Yesterday, we reported that Verizon Wireless appeared to be throttling Netflix traffic, — and today, the company seems to have come clean. In a statement provided to Ars Technica and The Verge, Verizon implicitly admitted to capping the traffic, blaming the issue on a temporary video optimization test.

“We've been doing network testing over the past few days to optimize the performance of video applications on our network," a Verizon Wireless spokesperson said. “The testing should be completed shortly. The customer video experience was not affected.”

This is a really weird statement, seemingly referring to something completely different from what customers actually experienced. What customers saw wasn’t optimization, but a clear cap, with tests from Netflix’s speed-test tool showing measurably lower rates than non-Netflix tests.

If this is what Verizon means by optimization, it looks an awful lot like throttling

While Netflix was the only service to have a speed-test tool producing measurements, it now appears that similar caps were applied to all video applications on the Verizon Wireless network.

A subsequent statement from a Verizon representative took issue with this article, calling it “dead wrong” and saying that it “makes no sense.”

“We are constantly testing the network,” the representative said. “It's what we do, to optimize performance for our customers. The test was across the board, and did not target any individual applications.”

At the same time, the representative confirmed that a 10Mbps cap was in place for some users. “The consumer video experience should have been unaffected by the test,” the representative wrote, “since 1080p video is HD quality and looks great at 10 [Mpbs].”

Those clarifications seem consistent with an across-the-board throttle on video applications, put in place without any disclosure to customers. It’s true that, as we pointed out in our initial article, many users would not be able to perceive a 10Mbps limit on video speeds.
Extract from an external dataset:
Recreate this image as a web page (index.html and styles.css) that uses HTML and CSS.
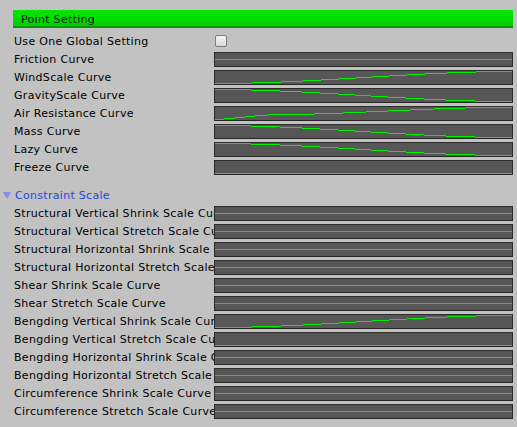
FILE: index.html
```html
<!DOCTYPE html>
<html>
<head>
<meta charset="utf-8">
<link rel="stylesheet" href="styles.css">
</head>
<body>
<div class="inspector">
  <div class="header">Point Setting</div>
  <div class="rows">
    <div class="row"><div class="label">Use One Global Setting</div><div class="check"></div></div>
    <div class="row"><div class="label">Friction Curve</div><div class="field"><svg viewBox="0 0 297 13" class="curve"><path d="M0 6.5H297"/></svg></div></div>
    <div class="row"><div class="label">WindScale Curve</div><div class="field"><svg viewBox="0 0 297 13" class="curve"><path d="M0 12.5H37M37 11.5H66M66 10.5H88M88 9.5H106M106 8.5H124M124 7.5H141M141 6.5H157M157 5.5H174M174 4.5H192M192 3.5H210M210 2.5H232M232 1.5H261M261 0.5H297"/></svg></div></div>
    <div class="row"><div class="label">GravityScale Curve</div><div class="field"><svg viewBox="0 0 297 13" class="curve"><path d="M0 0.5H36M36 1.5H65M65 2.5H87M87 3.5H105M105 4.5H123M123 5.5H140M140 6.5H156M156 7.5H173M173 8.5H191M191 9.5H209M209 10.5H231M231 11.5H260M260 12.5H297"/></svg></div></div>
    <div class="row"><div class="label">Air Resistance Curve</div><div class="field"><svg viewBox="0 0 297 13" class="curve"><path d="M0 12.5H9M9 11.5H20M20 10.5H30M30 9.5H40M40 8.5H53M53 7.5H99M99 6.5H128M128 5.5H151M151 4.5H173M173 3.5H195M195 2.5H219M219 1.5H250M250 0.5H297"/></svg></div></div>
    <div class="row"><div class="label">Mass Curve</div><div class="field"><svg viewBox="0 0 297 13" class="curve"><path d="M0 0.5H36M36 1.5H65M65 2.5H87M87 3.5H105M105 4.5H123M123 5.5H140M140 6.5H156M156 7.5H173M173 8.5H191M191 9.5H209M209 10.5H231M231 11.5H260M260 12.5H297"/></svg></div></div>
    <div class="row"><div class="label">Lazy Curve</div><div class="field"><svg viewBox="0 0 297 13" class="curve"><path d="M0 0.5H36M36 1.5H65M65 2.5H87M87 3.5H105M105 4.5H123M123 5.5H140M140 6.5H156M156 7.5H173M173 8.5H191M191 9.5H209M209 10.5H231M231 11.5H260M260 12.5H297"/></svg></div></div>
    <div class="row"><div class="label">Freeze Curve</div><div class="field"><svg viewBox="0 0 297 13" class="curve"><path d="M0 12.5H297"/></svg></div></div>
  </div>
  <div class="foldout"><span class="tri"></span><span class="foldout-label">Constraint Scale</span></div>
  <div class="rows">
    <div class="row"><div class="label">Structural Vertical Shrink Scale Curve</div><div class="field"><svg viewBox="0 0 297 13" class="curve"><path d="M0 6.5H297"/></svg></div></div>
    <div class="row"><div class="label">Structural Vertical Stretch Scale Curve</div><div class="field"><svg viewBox="0 0 297 13" class="curve"><path d="M0 6.5H297"/></svg></div></div>
    <div class="row"><div class="label">Structural Horizontal Shrink Scale Curve</div><div class="field"><svg viewBox="0 0 297 13" class="curve"><path d="M0 6.5H297"/></svg></div></div>
    <div class="row"><div class="label">Structural Horizontal Stretch Scale Curve</div><div class="field"><svg viewBox="0 0 297 13" class="curve"><path d="M0 6.5H297"/></svg></div></div>
    <div class="row"><div class="label">Shear Shrink Scale Curve</div><div class="field"><svg viewBox="0 0 297 13" class="curve"><path d="M0 6.5H297"/></svg></div></div>
    <div class="row"><div class="label">Shear Stretch Scale Curve</div><div class="field"><svg viewBox="0 0 297 13" class="curve"><path d="M0 6.5H297"/></svg></div></div>
    <div class="row"><div class="label">Bengding Vertical Shrink Scale Curve</div><div class="field"><svg viewBox="0 0 297 13" class="curve"><path d="M0 12.5H37M37 11.5H66M66 10.5H88M88 9.5H106M106 8.5H124M124 7.5H141M141 6.5H157M157 5.5H174M174 4.5H192M192 3.5H210M210 2.5H232M232 1.5H261M261 0.5H297"/></svg></div></div>
    <div class="row"><div class="label">Bengding Vertical Stretch Scale Curve</div><div class="field"><svg viewBox="0 0 297 13" class="curve"><path d="M0 12.5H297"/></svg></div></div>
    <div class="row"><div class="label">Bengding Horizontal Shrink Scale Curve</div><div class="field"><svg viewBox="0 0 297 13" class="curve"><path d="M0 6.5H297"/></svg></div></div>
    <div class="row"><div class="label">Bengding Horizontal Stretch Scale Curve</div><div class="field"><svg viewBox="0 0 297 13" class="curve"><path d="M0 6.5H297"/></svg></div></div>
    <div class="row"><div class="label">Circumference Shrink Scale Curve</div><div class="field"><svg viewBox="0 0 297 13" class="curve"><path d="M0 6.5H297"/></svg></div></div>
    <div class="row"><div class="label">Circumference Stretch Scale Curve</div><div class="field"><svg viewBox="0 0 297 13" class="curve"><path d="M0 6.5H297"/></svg></div></div>
  </div>
</div>
</body>
</html>
```

FILE: styles.css
```css
html, body {
  margin: 0;
  padding: 0;
  background: #c2c2c2;
}
body {
  font-family: "DejaVu Sans", Verdana, sans-serif;
  font-size: 11px;
  letter-spacing: 0.3px;
  color: #000;
}
.inspector {
  padding-top: 10px;
}
.header {
  margin-left: 13px;
  width: 500px;
  height: 18px;
  box-sizing: border-box;
  background: linear-gradient(#00e800, #00cf00);
  border-bottom: 2px solid #009a00;
  padding-left: 8px;
  padding-top: 2px;
  line-height: 16px;
  color: #111;
  margin-bottom: 4px;
}
.rows {
  display: flex;
  flex-direction: column;
  padding-left: 14px;
}
.row {
  display: flex;
  height: 18px;
  align-items: center;
}
.label {
  width: 200px;
  height: 18px;
  box-sizing: border-box;
  padding-top: 1px;
  flex: none;
  white-space: nowrap;
  overflow: hidden;
  line-height: 17px;
}
.check {
  width: 12px;
  height: 12px;
  box-sizing: border-box;
  margin-left: 1px;
  border: 1px solid #7c7c7c;
  border-radius: 2px;
  background: linear-gradient(#f6f6f6, #dadada);
}
.field {
  width: 299px;
  height: 15px;
  box-sizing: border-box;
  border: 1px solid #2c2c2c;
  border-bottom-color: #262626;
  background: #565656;
  margin-top: 1px;
}
.curve {
  display: block;
  width: 297px;
  height: 13px;
  fill: none;
  stroke: #00f000;
  stroke-width: 1;
  shape-rendering: crispEdges;
}
.foldout {
  margin-top: 10px;
  height: 18px;
  display: flex;
  align-items: center;
  padding-left: 3px;
}
.tri {
  width: 0;
  height: 0;
  border-left: 4px solid transparent;
  border-right: 4px solid transparent;
  border-top: 7px solid #8192e2;
  margin-right: 4px;
  margin-top: 1px;
}
.foldout-label {
  color: #2448dc;
  line-height: 18px;
  padding-top: 1px;
}
```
Still, if that’s what Verizon means by optimization, then it looks an awful lot like the throttling scenarios net neutrality advocates have been warning about for years.

It’s worth remembering that Title II is still officially the law of the land, and although the FCC is doing its best to roll it back, Verizon Wireless is still legally a common carrier regulated under Title II, which means it’s obligated to treat all traffic equally. There are some exceptions to that for network management, but throttling a specific service is a textbook violation of those rules. Netflix traffic was clearly, tangibly being treated differently from other traffic, and customers hadn’t opted into any special service like Go90 that might justify it.

We asked Verizon whether they believe these tests are in violation of Title II. We’ll update with any response.

Update July 21st, 2:40PM ET: Updated with subsequent statement from Verizon. Because the statement indicated the limits were applied to all video applications, we’ve updated the headline from “throttling Netflix” to “throttling video.”